Following a shared-power arrangement that mimics our national government, the mayor sent his budget to City Council in October. Council amended that budget to its liking, finalized it, and sent it back to the mayor on Dec. 13. The next afternoon, Mayor Steve Bach announced he was vetoing six of the changes Council had made.
But Council turned the tide once again, overcoming four of the mayor's vetoes with super-majority votes on Dec. 15.
It's a familiar tug-of-war in Washington and elsewhere, but in Colorado Springs, some citizens and media characterized it as a "power struggle." And quite a few say the Council should fall more in line with the mayor — especially when it comes to the 2012 budget.
"I think it's obviously a sign of an emerging power struggle which was to be expected under the new form of government," former City Councilor and libertarian blogger Sean Paige says. "...I'm not saying the Council shouldn't assert itself, but my advice would be to assert itself over serious things."
Mayor Bach seemed to downplay that view. While he initially called Council's amendments "irresponsible," he sent an e-mail following the Council's overrides stating, "City Council has the last word on this matter and we respect that. Our focus will remain on transforming City government to be fiscally sustainable."
It's unlikely that the budget amendments will be a game-changer for Bach, since they represent a tiny percentage of the $225 million general fund budget.

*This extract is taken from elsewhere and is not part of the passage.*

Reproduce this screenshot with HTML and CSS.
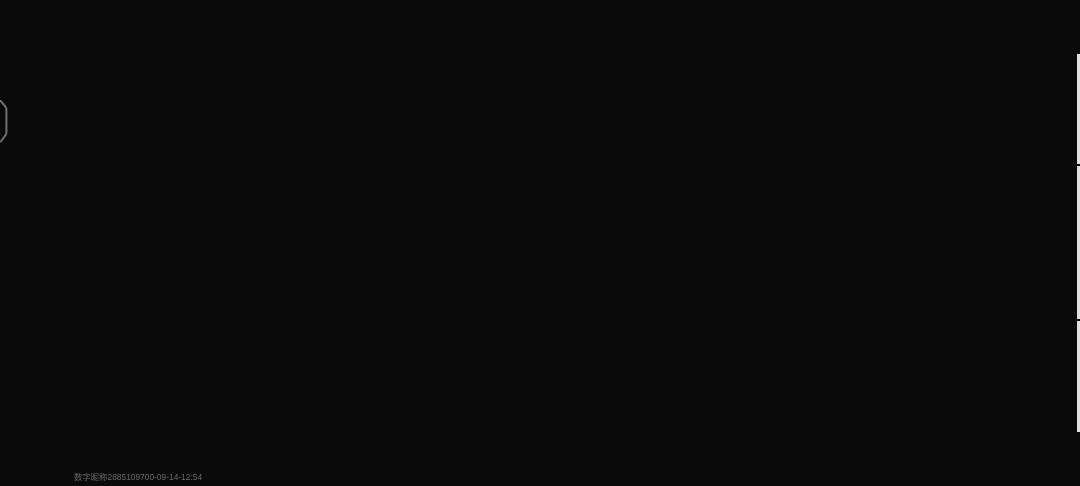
FILE: index.html
```html
<!DOCTYPE html>
<html lang="zh">
<head>
<meta charset="utf-8">
<title>数字昵称</title>
<link rel="stylesheet" href="styles.css">
</head>
<body>
<div class="page">
  <main class="main">
    <svg class="hex" width="10" height="48" viewBox="0 0 10 48" aria-hidden="true">
      <path d="M-2 3 L0.8 3 L5.4 8.6 Q6.4 9.9 6.4 11.5 V34.5 Q6.4 36.1 5.4 37.4 L0.8 43.5 L-2 43.5" fill="none" stroke="#707070" stroke-width="2"/>
    </svg>
    <div class="watermark">数字昵称2885109700-09-14-12:54</div>
  </main>
  <aside class="rail">
    <div class="tab tab-a"></div>
    <div class="tab tab-b"></div>
    <div class="tab tab-c"></div>
  </aside>
</div>
</body>
</html>
```
FILE: styles.css
```css
html, body {
  margin: 0;
  height: 100%;
  background: #0a0a0a;
  overflow: hidden;
}
.page {
  display: flex;
  width: 1080px;
  height: 486px;
  background: #0a0a0a;
}
.main {
  position: relative;
  flex: 1;
  display: flex;
  align-items: flex-end;
  padding-left: 74px;
}
.hex {
  position: absolute;
  left: 0;
  top: 98px;
  filter: blur(0.5px);
}
.watermark {
  font-family: "Liberation Sans", "Noto Sans CJK SC", sans-serif;
  font-size: 8.4px;
  line-height: 12px;
  padding-bottom: 3px;
  color: #6a6a6a;
  white-space: nowrap;
  filter: blur(0.3px);
}
.rail {
  width: 3px;
  padding-top: 54px;
  display: flex;
  flex-direction: column;
  gap: 2px;
}
.tab { background: #e0e0e0; }
.tab-a { height: 110px; }
.tab-b { height: 153px; }
.tab-c { height: 111px; }
```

In fact, the mayor chose not to veto several of Council's amendments, including those that added $25,000 for the Starsmore Discovery Center and Helen Hunt Falls visitor center, $21,653 in additional funds for Rock Ledge Ranch, and $24,000 extra for Accessible Coordinated Transportation, a group of nonprofits that provide rides for seniors and people with disabilities. (However, the mayor cautioned that those entities, along with the Colorado Springs Regional Economic Development Corp., the small business incubator, and the small business development center, could expect no city funding in 2013 if the revenue forecast doesn't improve.)
Council did override Bach's veto to add $43,000 for changing a legislative communications position from half-time to full time, $175,000 for city tennis courts maintenance and repairs, and $84,295 for an additional code enforcement officer (Bach's original budget added one, but Council made it two). Council overrode another veto, keeping the Colorado Municipal League and Pikes Peak Area Council of Government dues in City Council's budget — and out of the mayor's direct control. Finally, the Council voted to amend the budget to fund the added items out of the city's previous savings.
After being advised that it lacked enforcement powers, Council chose not to challenge Bach by asking the parks department to grow its own flowers. The mayor's veto also remained in place in disallowing $10,000 allotted for the Old Colorado City Historical Society. Councilor Lisa Czelatdko, who had pushed for the money, was surprised when she was the only Councilor to support overriding Bach's veto.
"I was furious," Czelatdko says. "I still don't know what happened."
Only Councilor Angela Dougan voted "no" to override, supporting Bach on all seven items.